=== Task to complete ===
Copy the material that follows word for word and omit its pictures.

--- start Supplied material ---

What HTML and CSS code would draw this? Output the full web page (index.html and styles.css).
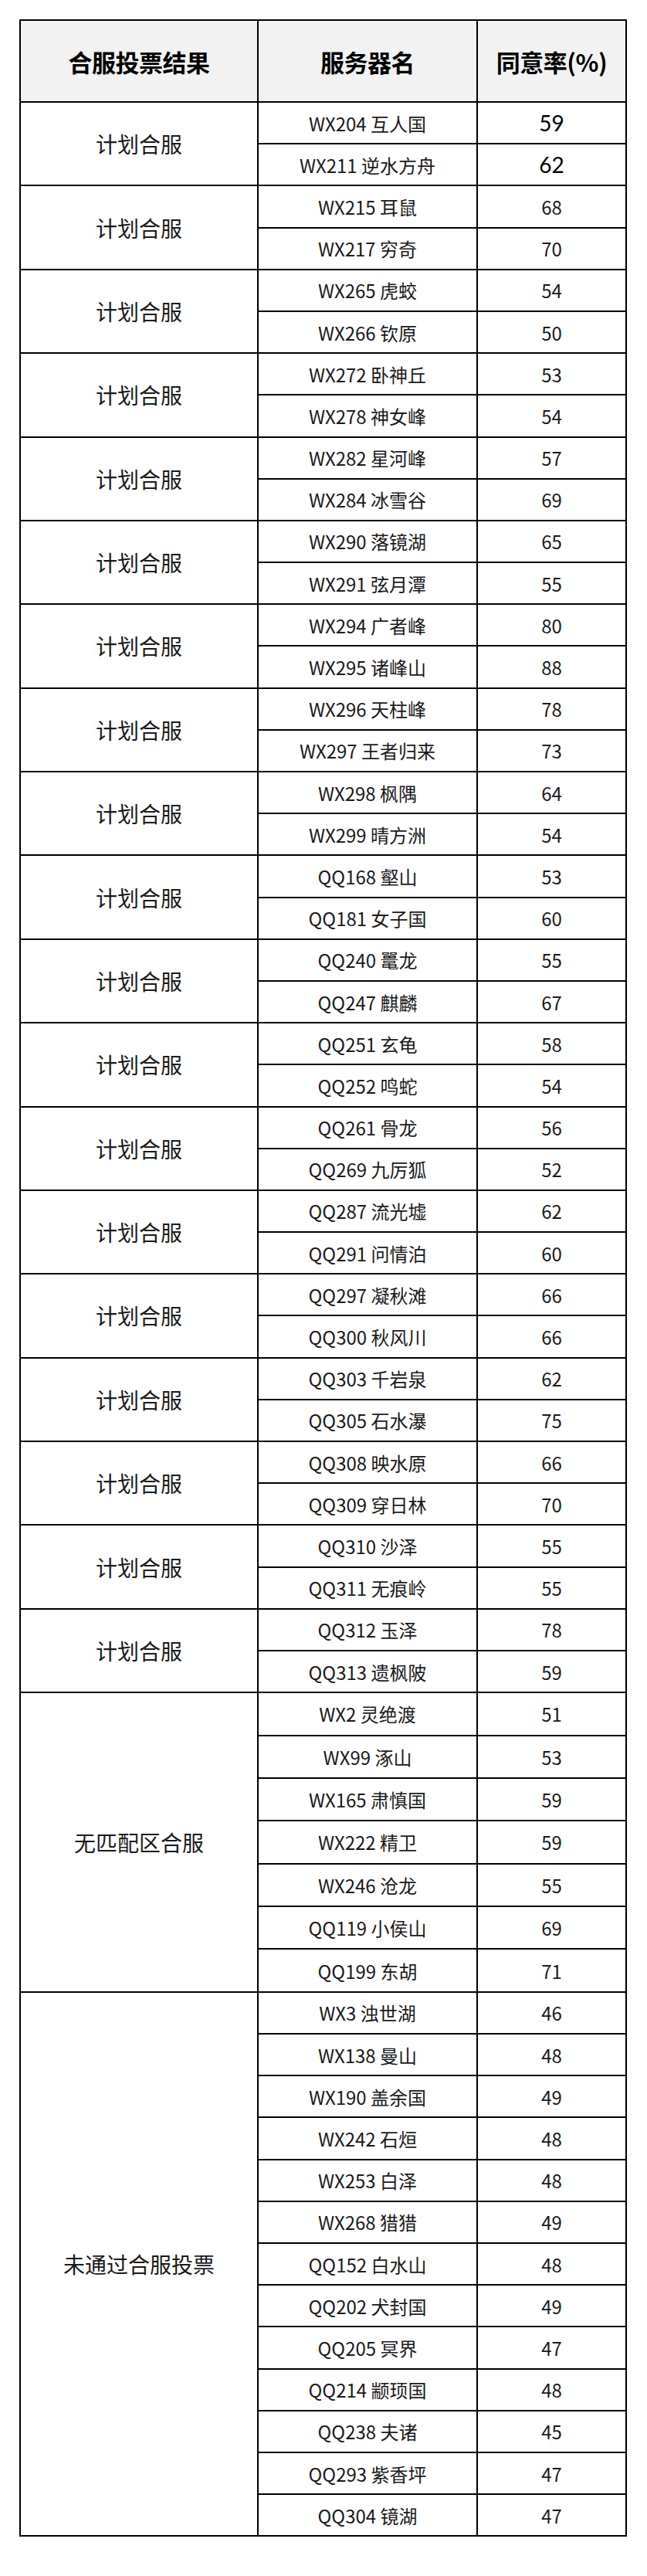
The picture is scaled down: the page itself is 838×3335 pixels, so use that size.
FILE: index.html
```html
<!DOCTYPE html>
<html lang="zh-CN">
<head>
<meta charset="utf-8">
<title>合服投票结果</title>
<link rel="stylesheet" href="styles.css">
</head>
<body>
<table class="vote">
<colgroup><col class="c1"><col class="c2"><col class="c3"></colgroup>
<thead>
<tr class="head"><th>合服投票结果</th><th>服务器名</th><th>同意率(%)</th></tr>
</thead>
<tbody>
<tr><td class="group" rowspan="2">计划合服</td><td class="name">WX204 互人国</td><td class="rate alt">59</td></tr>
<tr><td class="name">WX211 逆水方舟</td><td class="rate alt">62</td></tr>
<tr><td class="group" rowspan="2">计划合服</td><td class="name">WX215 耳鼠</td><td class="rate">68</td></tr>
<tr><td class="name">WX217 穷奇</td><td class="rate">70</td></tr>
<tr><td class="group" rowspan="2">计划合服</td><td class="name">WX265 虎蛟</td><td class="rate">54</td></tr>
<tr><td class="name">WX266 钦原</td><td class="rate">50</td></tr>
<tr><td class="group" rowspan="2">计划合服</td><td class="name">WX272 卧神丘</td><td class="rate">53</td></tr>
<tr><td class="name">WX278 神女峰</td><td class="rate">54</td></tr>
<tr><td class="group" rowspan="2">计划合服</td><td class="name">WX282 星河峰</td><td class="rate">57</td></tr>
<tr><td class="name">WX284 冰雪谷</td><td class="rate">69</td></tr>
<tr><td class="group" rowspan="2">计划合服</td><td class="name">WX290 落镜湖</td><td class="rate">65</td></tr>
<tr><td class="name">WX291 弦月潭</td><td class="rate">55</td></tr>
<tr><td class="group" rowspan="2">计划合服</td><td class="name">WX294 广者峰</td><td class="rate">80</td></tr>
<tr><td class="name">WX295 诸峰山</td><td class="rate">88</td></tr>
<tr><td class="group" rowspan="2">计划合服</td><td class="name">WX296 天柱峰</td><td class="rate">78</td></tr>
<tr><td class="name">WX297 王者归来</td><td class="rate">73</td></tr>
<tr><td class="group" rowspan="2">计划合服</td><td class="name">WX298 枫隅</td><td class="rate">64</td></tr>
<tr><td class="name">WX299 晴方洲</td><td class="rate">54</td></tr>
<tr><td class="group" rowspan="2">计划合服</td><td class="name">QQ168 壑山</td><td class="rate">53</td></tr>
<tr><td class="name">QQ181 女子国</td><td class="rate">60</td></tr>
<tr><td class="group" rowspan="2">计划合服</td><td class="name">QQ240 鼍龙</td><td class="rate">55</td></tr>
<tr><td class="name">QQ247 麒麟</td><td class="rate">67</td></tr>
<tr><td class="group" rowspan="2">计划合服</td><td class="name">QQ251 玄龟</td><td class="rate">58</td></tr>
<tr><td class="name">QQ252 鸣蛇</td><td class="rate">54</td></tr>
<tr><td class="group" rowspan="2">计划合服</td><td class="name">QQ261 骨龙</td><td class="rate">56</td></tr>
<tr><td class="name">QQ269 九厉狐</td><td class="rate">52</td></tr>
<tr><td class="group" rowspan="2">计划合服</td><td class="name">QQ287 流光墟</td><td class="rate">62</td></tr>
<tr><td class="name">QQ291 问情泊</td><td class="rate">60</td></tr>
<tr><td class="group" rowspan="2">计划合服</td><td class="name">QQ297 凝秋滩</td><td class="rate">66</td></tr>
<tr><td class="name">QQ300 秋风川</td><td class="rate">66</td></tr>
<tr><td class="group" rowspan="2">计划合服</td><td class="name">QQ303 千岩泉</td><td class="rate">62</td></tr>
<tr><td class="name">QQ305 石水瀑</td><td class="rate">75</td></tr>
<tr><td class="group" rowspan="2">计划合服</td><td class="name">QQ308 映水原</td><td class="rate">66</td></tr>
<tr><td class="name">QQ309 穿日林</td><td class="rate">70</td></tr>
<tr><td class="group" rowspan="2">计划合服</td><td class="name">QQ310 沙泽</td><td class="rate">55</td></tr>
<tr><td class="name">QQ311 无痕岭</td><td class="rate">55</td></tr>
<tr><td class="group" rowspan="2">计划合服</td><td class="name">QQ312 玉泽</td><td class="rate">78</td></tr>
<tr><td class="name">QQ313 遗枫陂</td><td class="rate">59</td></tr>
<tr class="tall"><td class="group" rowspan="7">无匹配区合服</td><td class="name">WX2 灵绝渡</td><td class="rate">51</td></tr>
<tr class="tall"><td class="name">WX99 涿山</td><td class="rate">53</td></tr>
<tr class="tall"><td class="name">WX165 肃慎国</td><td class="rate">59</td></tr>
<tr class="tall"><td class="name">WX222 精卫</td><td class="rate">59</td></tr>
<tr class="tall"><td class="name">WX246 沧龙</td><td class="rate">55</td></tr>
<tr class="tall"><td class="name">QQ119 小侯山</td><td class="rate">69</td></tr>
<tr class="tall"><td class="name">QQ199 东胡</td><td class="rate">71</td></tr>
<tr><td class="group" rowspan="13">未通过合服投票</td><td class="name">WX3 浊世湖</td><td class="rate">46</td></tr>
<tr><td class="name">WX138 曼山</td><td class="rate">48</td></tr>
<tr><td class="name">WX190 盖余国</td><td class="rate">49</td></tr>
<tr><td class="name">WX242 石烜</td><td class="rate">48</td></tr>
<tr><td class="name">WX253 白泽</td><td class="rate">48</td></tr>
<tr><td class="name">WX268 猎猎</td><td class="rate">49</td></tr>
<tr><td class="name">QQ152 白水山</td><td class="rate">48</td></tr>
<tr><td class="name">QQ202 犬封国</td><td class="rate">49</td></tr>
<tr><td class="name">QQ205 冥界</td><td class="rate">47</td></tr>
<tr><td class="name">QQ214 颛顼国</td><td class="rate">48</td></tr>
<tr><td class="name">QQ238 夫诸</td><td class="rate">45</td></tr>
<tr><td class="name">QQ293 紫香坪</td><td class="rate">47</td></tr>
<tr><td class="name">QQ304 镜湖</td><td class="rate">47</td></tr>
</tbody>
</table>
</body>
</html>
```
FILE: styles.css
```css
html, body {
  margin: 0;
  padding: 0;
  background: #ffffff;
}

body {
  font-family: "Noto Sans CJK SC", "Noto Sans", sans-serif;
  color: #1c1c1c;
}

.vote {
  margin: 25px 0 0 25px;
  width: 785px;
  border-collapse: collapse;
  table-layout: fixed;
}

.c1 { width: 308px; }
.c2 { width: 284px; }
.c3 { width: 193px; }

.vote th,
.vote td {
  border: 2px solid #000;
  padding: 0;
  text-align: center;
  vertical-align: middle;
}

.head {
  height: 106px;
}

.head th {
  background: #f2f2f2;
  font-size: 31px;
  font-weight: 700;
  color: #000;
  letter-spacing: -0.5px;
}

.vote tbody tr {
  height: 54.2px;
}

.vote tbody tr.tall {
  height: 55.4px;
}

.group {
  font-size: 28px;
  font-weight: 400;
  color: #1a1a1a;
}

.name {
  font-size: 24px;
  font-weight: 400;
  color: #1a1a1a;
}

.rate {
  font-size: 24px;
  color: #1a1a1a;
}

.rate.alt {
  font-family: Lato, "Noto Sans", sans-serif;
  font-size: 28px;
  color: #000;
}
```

--- end Supplied material ---

=== Finished task ===
What HTML and CSS code would draw this? Output the full web page (index.html and styles.css).
The picture is scaled down: the page itself is 838×3335 pixels, so use that size.
FILE: index.html
```html
<!DOCTYPE html>
<html lang="zh-CN">
<head>
<meta charset="utf-8">
<title>合服投票结果</title>
<link rel="stylesheet" href="styles.css">
</head>
<body>
<table class="vote">
<colgroup><col class="c1"><col class="c2"><col class="c3"></colgroup>
<thead>
<tr class="head"><th>合服投票结果</th><th>服务器名</th><th>同意率(%)</th></tr>
</thead>
<tbody>
<tr><td class="group" rowspan="2">计划合服</td><td class="name">WX204 互人国</td><td class="rate alt">59</td></tr>
<tr><td class="name">WX211 逆水方舟</td><td class="rate alt">62</td></tr>
<tr><td class="group" rowspan="2">计划合服</td><td class="name">WX215 耳鼠</td><td class="rate">68</td></tr>
<tr><td class="name">WX217 穷奇</td><td class="rate">70</td></tr>
<tr><td class="group" rowspan="2">计划合服</td><td class="name">WX265 虎蛟</td><td class="rate">54</td></tr>
<tr><td class="name">WX266 钦原</td><td class="rate">50</td></tr>
<tr><td class="group" rowspan="2">计划合服</td><td class="name">WX272 卧神丘</td><td class="rate">53</td></tr>
<tr><td class="name">WX278 神女峰</td><td class="rate">54</td></tr>
<tr><td class="group" rowspan="2">计划合服</td><td class="name">WX282 星河峰</td><td class="rate">57</td></tr>
<tr><td class="name">WX284 冰雪谷</td><td class="rate">69</td></tr>
<tr><td class="group" rowspan="2">计划合服</td><td class="name">WX290 落镜湖</td><td class="rate">65</td></tr>
<tr><td class="name">WX291 弦月潭</td><td class="rate">55</td></tr>
<tr><td class="group" rowspan="2">计划合服</td><td class="name">WX294 广者峰</td><td class="rate">80</td></tr>
<tr><td class="name">WX295 诸峰山</td><td class="rate">88</td></tr>
<tr><td class="group" rowspan="2">计划合服</td><td class="name">WX296 天柱峰</td><td class="rate">78</td></tr>
<tr><td class="name">WX297 王者归来</td><td class="rate">73</td></tr>
<tr><td class="group" rowspan="2">计划合服</td><td class="name">WX298 枫隅</td><td class="rate">64</td></tr>
<tr><td class="name">WX299 晴方洲</td><td class="rate">54</td></tr>
<tr><td class="group" rowspan="2">计划合服</td><td class="name">QQ168 壑山</td><td class="rate">53</td></tr>
<tr><td class="name">QQ181 女子国</td><td class="rate">60</td></tr>
<tr><td class="group" rowspan="2">计划合服</td><td class="name">QQ240 鼍龙</td><td class="rate">55</td></tr>
<tr><td class="name">QQ247 麒麟</td><td class="rate">67</td></tr>
<tr><td class="group" rowspan="2">计划合服</td><td class="name">QQ251 玄龟</td><td class="rate">58</td></tr>
<tr><td class="name">QQ252 鸣蛇</td><td class="rate">54</td></tr>
<tr><td class="group" rowspan="2">计划合服</td><td class="name">QQ261 骨龙</td><td class="rate">56</td></tr>
<tr><td class="name">QQ269 九厉狐</td><td class="rate">52</td></tr>
<tr><td class="group" rowspan="2">计划合服</td><td class="name">QQ287 流光墟</td><td class="rate">62</td></tr>
<tr><td class="name">QQ291 问情泊</td><td class="rate">60</td></tr>
<tr><td class="group" rowspan="2">计划合服</td><td class="name">QQ297 凝秋滩</td><td class="rate">66</td></tr>
<tr><td class="name">QQ300 秋风川</td><td class="rate">66</td></tr>
<tr><td class="group" rowspan="2">计划合服</td><td class="name">QQ303 千岩泉</td><td class="rate">62</td></tr>
<tr><td class="name">QQ305 石水瀑</td><td class="rate">75</td></tr>
<tr><td class="group" rowspan="2">计划合服</td><td class="name">QQ308 映水原</td><td class="rate">66</td></tr>
<tr><td class="name">QQ309 穿日林</td><td class="rate">70</td></tr>
<tr><td class="group" rowspan="2">计划合服</td><td class="name">QQ310 沙泽</td><td class="rate">55</td></tr>
<tr><td class="name">QQ311 无痕岭</td><td class="rate">55</td></tr>
<tr><td class="group" rowspan="2">计划合服</td><td class="name">QQ312 玉泽</td><td class="rate">78</td></tr>
<tr><td class="name">QQ313 遗枫陂</td><td class="rate">59</td></tr>
<tr class="tall"><td class="group" rowspan="7">无匹配区合服</td><td class="name">WX2 灵绝渡</td><td class="rate">51</td></tr>
<tr class="tall"><td class="name">WX99 涿山</td><td class="rate">53</td></tr>
<tr class="tall"><td class="name">WX165 肃慎国</td><td class="rate">59</td></tr>
<tr class="tall"><td class="name">WX222 精卫</td><td class="rate">59</td></tr>
<tr class="tall"><td class="name">WX246 沧龙</td><td class="rate">55</td></tr>
<tr class="tall"><td class="name">QQ119 小侯山</td><td class="rate">69</td></tr>
<tr class="tall"><td class="name">QQ199 东胡</td><td class="rate">71</td></tr>
<tr><td class="group" rowspan="13">未通过合服投票</td><td class="name">WX3 浊世湖</td><td class="rate">46</td></tr>
<tr><td class="name">WX138 曼山</td><td class="rate">48</td></tr>
<tr><td class="name">WX190 盖余国</td><td class="rate">49</td></tr>
<tr><td class="name">WX242 石烜</td><td class="rate">48</td></tr>
<tr><td class="name">WX253 白泽</td><td class="rate">48</td></tr>
<tr><td class="name">WX268 猎猎</td><td class="rate">49</td></tr>
<tr><td class="name">QQ152 白水山</td><td class="rate">48</td></tr>
<tr><td class="name">QQ202 犬封国</td><td class="rate">49</td></tr>
<tr><td class="name">QQ205 冥界</td><td class="rate">47</td></tr>
<tr><td class="name">QQ214 颛顼国</td><td class="rate">48</td></tr>
<tr><td class="name">QQ238 夫诸</td><td class="rate">45</td></tr>
<tr><td class="name">QQ293 紫香坪</td><td class="rate">47</td></tr>
<tr><td class="name">QQ304 镜湖</td><td class="rate">47</td></tr>
</tbody>
</table>
</body>
</html>
```
FILE: styles.css
```css
html, body {
  margin: 0;
  padding: 0;
  background: #ffffff;
}

body {
  font-family: "Noto Sans CJK SC", "Noto Sans", sans-serif;
  color: #1c1c1c;
}

.vote {
  margin: 25px 0 0 25px;
  width: 785px;
  border-collapse: collapse;
  table-layout: fixed;
}

.c1 { width: 308px; }
.c2 { width: 284px; }
.c3 { width: 193px; }

.vote th,
.vote td {
  border: 2px solid #000;
  padding: 0;
  text-align: center;
  vertical-align: middle;
}

.head {
  height: 106px;
}

.head th {
  background: #f2f2f2;
  font-size: 31px;
  font-weight: 700;
  color: #000;
  letter-spacing: -0.5px;
}

.vote tbody tr {
  height: 54.2px;
}

.vote tbody tr.tall {
  height: 55.4px;
}

.group {
  font-size: 28px;
  font-weight: 400;
  color: #1a1a1a;
}

.name {
  font-size: 24px;
  font-weight: 400;
  color: #1a1a1a;
}

.rate {
  font-size: 24px;
  color: #1a1a1a;
}

.rate.alt {
  font-family: Lato, "Noto Sans", sans-serif;
  font-size: 28px;
  color: #000;
}
```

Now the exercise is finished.